** begin **
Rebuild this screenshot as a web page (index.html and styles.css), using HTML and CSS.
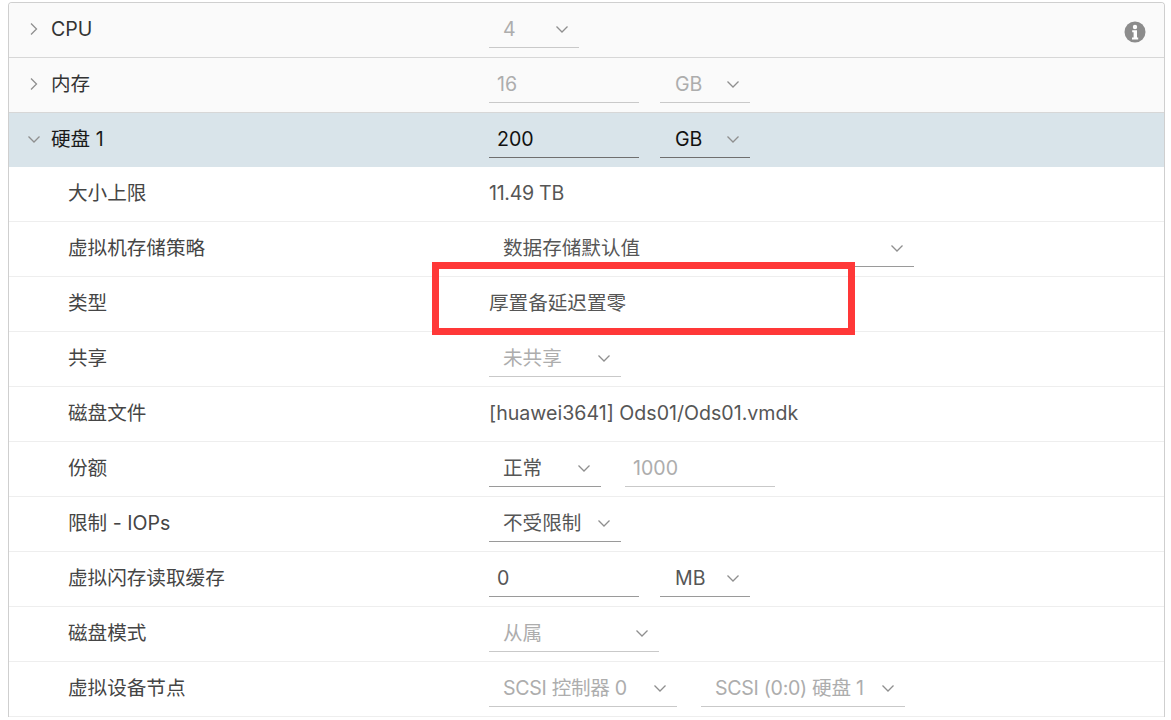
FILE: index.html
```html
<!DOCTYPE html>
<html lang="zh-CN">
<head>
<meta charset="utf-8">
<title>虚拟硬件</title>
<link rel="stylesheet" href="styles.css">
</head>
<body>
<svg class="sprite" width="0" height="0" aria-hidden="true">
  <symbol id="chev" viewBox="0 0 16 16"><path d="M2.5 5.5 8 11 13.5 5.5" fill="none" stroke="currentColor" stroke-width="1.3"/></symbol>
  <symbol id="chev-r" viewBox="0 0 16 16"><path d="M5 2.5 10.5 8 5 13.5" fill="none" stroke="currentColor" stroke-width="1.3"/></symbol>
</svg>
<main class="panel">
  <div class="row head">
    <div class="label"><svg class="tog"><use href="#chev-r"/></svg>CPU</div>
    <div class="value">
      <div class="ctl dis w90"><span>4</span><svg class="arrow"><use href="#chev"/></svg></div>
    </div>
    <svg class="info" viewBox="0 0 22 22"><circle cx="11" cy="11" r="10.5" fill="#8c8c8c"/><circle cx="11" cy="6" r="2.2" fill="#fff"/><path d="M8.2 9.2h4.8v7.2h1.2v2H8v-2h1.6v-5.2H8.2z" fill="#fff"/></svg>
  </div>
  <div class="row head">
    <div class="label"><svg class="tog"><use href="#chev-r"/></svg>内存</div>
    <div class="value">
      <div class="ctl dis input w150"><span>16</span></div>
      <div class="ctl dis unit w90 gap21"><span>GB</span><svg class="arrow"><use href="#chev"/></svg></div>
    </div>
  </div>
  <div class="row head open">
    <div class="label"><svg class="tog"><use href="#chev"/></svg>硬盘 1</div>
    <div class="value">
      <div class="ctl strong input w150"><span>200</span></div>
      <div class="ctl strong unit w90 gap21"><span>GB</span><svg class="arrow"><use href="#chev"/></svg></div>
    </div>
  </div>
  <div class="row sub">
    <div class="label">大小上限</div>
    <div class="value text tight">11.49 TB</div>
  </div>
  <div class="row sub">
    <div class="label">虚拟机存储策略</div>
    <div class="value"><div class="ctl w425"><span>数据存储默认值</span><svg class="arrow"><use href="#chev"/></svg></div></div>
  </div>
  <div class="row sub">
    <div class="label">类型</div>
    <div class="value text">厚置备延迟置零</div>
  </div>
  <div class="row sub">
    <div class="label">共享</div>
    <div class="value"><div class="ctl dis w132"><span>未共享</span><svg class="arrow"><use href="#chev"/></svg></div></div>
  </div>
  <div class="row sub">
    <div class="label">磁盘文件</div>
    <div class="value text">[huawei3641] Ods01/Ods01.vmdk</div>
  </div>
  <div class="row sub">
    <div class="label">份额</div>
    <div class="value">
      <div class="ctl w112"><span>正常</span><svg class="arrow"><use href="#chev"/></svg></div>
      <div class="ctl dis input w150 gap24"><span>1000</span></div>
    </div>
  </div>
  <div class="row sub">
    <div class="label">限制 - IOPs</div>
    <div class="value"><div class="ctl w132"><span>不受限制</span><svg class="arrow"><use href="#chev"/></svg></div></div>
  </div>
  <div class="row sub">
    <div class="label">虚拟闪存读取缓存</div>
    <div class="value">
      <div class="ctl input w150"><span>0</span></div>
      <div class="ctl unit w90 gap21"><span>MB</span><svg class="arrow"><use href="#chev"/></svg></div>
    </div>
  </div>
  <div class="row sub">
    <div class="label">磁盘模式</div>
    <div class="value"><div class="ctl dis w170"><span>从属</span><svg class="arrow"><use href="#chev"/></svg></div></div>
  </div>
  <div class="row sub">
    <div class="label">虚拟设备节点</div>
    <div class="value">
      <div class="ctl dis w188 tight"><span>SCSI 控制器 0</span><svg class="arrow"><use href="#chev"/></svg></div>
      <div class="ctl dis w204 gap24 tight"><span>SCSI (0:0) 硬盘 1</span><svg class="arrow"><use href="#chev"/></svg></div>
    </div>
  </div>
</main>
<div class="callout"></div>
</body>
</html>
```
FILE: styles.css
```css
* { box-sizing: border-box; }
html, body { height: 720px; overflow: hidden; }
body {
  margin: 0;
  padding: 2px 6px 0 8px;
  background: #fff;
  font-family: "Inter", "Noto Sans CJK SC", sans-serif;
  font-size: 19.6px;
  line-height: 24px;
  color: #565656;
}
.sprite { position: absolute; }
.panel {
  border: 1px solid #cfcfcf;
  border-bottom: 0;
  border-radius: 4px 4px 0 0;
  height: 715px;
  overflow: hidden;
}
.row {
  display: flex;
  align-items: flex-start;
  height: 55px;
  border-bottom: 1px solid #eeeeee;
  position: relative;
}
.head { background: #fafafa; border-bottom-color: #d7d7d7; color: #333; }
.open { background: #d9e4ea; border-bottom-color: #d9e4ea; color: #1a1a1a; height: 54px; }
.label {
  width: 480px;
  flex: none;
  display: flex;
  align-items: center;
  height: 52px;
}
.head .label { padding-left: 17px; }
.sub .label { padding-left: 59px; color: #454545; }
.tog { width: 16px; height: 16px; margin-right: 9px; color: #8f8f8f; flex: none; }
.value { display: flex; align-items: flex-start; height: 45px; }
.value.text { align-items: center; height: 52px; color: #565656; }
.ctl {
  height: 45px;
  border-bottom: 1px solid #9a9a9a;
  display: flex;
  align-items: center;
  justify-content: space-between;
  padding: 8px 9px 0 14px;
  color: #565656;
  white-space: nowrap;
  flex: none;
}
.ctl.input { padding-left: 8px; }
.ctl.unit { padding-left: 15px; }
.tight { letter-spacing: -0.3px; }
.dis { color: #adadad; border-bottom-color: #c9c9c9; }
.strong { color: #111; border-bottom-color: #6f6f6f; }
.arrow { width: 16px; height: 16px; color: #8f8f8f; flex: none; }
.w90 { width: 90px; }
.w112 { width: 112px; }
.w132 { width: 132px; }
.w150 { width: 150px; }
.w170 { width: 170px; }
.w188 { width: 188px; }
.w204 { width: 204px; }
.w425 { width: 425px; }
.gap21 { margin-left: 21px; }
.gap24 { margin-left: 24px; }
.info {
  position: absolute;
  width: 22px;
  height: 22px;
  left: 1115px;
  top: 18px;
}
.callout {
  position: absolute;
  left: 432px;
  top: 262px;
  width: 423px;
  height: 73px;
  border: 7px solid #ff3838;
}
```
** end **
▶ [EXERCISE]:
Repeat the listing in full and exactly. Do not include any images.

▶ [WORKED SOLUTION]:
Rebuild this screenshot as a web page (index.html and styles.css), using HTML and CSS.
FILE: index.html
```html
<!DOCTYPE html>
<html lang="zh-CN">
<head>
<meta charset="utf-8">
<title>虚拟硬件</title>
<link rel="stylesheet" href="styles.css">
</head>
<body>
<svg class="sprite" width="0" height="0" aria-hidden="true">
  <symbol id="chev" viewBox="0 0 16 16"><path d="M2.5 5.5 8 11 13.5 5.5" fill="none" stroke="currentColor" stroke-width="1.3"/></symbol>
  <symbol id="chev-r" viewBox="0 0 16 16"><path d="M5 2.5 10.5 8 5 13.5" fill="none" stroke="currentColor" stroke-width="1.3"/></symbol>
</svg>
<main class="panel">
  <div class="row head">
    <div class="label"><svg class="tog"><use href="#chev-r"/></svg>CPU</div>
    <div class="value">
      <div class="ctl dis w90"><span>4</span><svg class="arrow"><use href="#chev"/></svg></div>
    </div>
    <svg class="info" viewBox="0 0 22 22"><circle cx="11" cy="11" r="10.5" fill="#8c8c8c"/><circle cx="11" cy="6" r="2.2" fill="#fff"/><path d="M8.2 9.2h4.8v7.2h1.2v2H8v-2h1.6v-5.2H8.2z" fill="#fff"/></svg>
  </div>
  <div class="row head">
    <div class="label"><svg class="tog"><use href="#chev-r"/></svg>内存</div>
    <div class="value">
      <div class="ctl dis input w150"><span>16</span></div>
      <div class="ctl dis unit w90 gap21"><span>GB</span><svg class="arrow"><use href="#chev"/></svg></div>
    </div>
  </div>
  <div class="row head open">
    <div class="label"><svg class="tog"><use href="#chev"/></svg>硬盘 1</div>
    <div class="value">
      <div class="ctl strong input w150"><span>200</span></div>
      <div class="ctl strong unit w90 gap21"><span>GB</span><svg class="arrow"><use href="#chev"/></svg></div>
    </div>
  </div>
  <div class="row sub">
    <div class="label">大小上限</div>
    <div class="value text tight">11.49 TB</div>
  </div>
  <div class="row sub">
    <div class="label">虚拟机存储策略</div>
    <div class="value"><div class="ctl w425"><span>数据存储默认值</span><svg class="arrow"><use href="#chev"/></svg></div></div>
  </div>
  <div class="row sub">
    <div class="label">类型</div>
    <div class="value text">厚置备延迟置零</div>
  </div>
  <div class="row sub">
    <div class="label">共享</div>
    <div class="value"><div class="ctl dis w132"><span>未共享</span><svg class="arrow"><use href="#chev"/></svg></div></div>
  </div>
  <div class="row sub">
    <div class="label">磁盘文件</div>
    <div class="value text">[huawei3641] Ods01/Ods01.vmdk</div>
  </div>
  <div class="row sub">
    <div class="label">份额</div>
    <div class="value">
      <div class="ctl w112"><span>正常</span><svg class="arrow"><use href="#chev"/></svg></div>
      <div class="ctl dis input w150 gap24"><span>1000</span></div>
    </div>
  </div>
  <div class="row sub">
    <div class="label">限制 - IOPs</div>
    <div class="value"><div class="ctl w132"><span>不受限制</span><svg class="arrow"><use href="#chev"/></svg></div></div>
  </div>
  <div class="row sub">
    <div class="label">虚拟闪存读取缓存</div>
    <div class="value">
      <div class="ctl input w150"><span>0</span></div>
      <div class="ctl unit w90 gap21"><span>MB</span><svg class="arrow"><use href="#chev"/></svg></div>
    </div>
  </div>
  <div class="row sub">
    <div class="label">磁盘模式</div>
    <div class="value"><div class="ctl dis w170"><span>从属</span><svg class="arrow"><use href="#chev"/></svg></div></div>
  </div>
  <div class="row sub">
    <div class="label">虚拟设备节点</div>
    <div class="value">
      <div class="ctl dis w188 tight"><span>SCSI 控制器 0</span><svg class="arrow"><use href="#chev"/></svg></div>
      <div class="ctl dis w204 gap24 tight"><span>SCSI (0:0) 硬盘 1</span><svg class="arrow"><use href="#chev"/></svg></div>
    </div>
  </div>
</main>
<div class="callout"></div>
</body>
</html>
```
FILE: styles.css
```css
* { box-sizing: border-box; }
html, body { height: 720px; overflow: hidden; }
body {
  margin: 0;
  padding: 2px 6px 0 8px;
  background: #fff;
  font-family: "Inter", "Noto Sans CJK SC", sans-serif;
  font-size: 19.6px;
  line-height: 24px;
  color: #565656;
}
.sprite { position: absolute; }
.panel {
  border: 1px solid #cfcfcf;
  border-bottom: 0;
  border-radius: 4px 4px 0 0;
  height: 715px;
  overflow: hidden;
}
.row {
  display: flex;
  align-items: flex-start;
  height: 55px;
  border-bottom: 1px solid #eeeeee;
  position: relative;
}
.head { background: #fafafa; border-bottom-color: #d7d7d7; color: #333; }
.open { background: #d9e4ea; border-bottom-color: #d9e4ea; color: #1a1a1a; height: 54px; }
.label {
  width: 480px;
  flex: none;
  display: flex;
  align-items: center;
  height: 52px;
}
.head .label { padding-left: 17px; }
.sub .label { padding-left: 59px; color: #454545; }
.tog { width: 16px; height: 16px; margin-right: 9px; color: #8f8f8f; flex: none; }
.value { display: flex; align-items: flex-start; height: 45px; }
.value.text { align-items: center; height: 52px; color: #565656; }
.ctl {
  height: 45px;
  border-bottom: 1px solid #9a9a9a;
  display: flex;
  align-items: center;
  justify-content: space-between;
  padding: 8px 9px 0 14px;
  color: #565656;
  white-space: nowrap;
  flex: none;
}
.ctl.input { padding-left: 8px; }
.ctl.unit { padding-left: 15px; }
.tight { letter-spacing: -0.3px; }
.dis { color: #adadad; border-bottom-color: #c9c9c9; }
.strong { color: #111; border-bottom-color: #6f6f6f; }
.arrow { width: 16px; height: 16px; color: #8f8f8f; flex: none; }
.w90 { width: 90px; }
.w112 { width: 112px; }
.w132 { width: 132px; }
.w150 { width: 150px; }
.w170 { width: 170px; }
.w188 { width: 188px; }
.w204 { width: 204px; }
.w425 { width: 425px; }
.gap21 { margin-left: 21px; }
.gap24 { margin-left: 24px; }
.info {
  position: absolute;
  width: 22px;
  height: 22px;
  left: 1115px;
  top: 18px;
}
.callout {
  position: absolute;
  left: 432px;
  top: 262px;
  width: 423px;
  height: 73px;
  border: 7px solid #ff3838;
}
```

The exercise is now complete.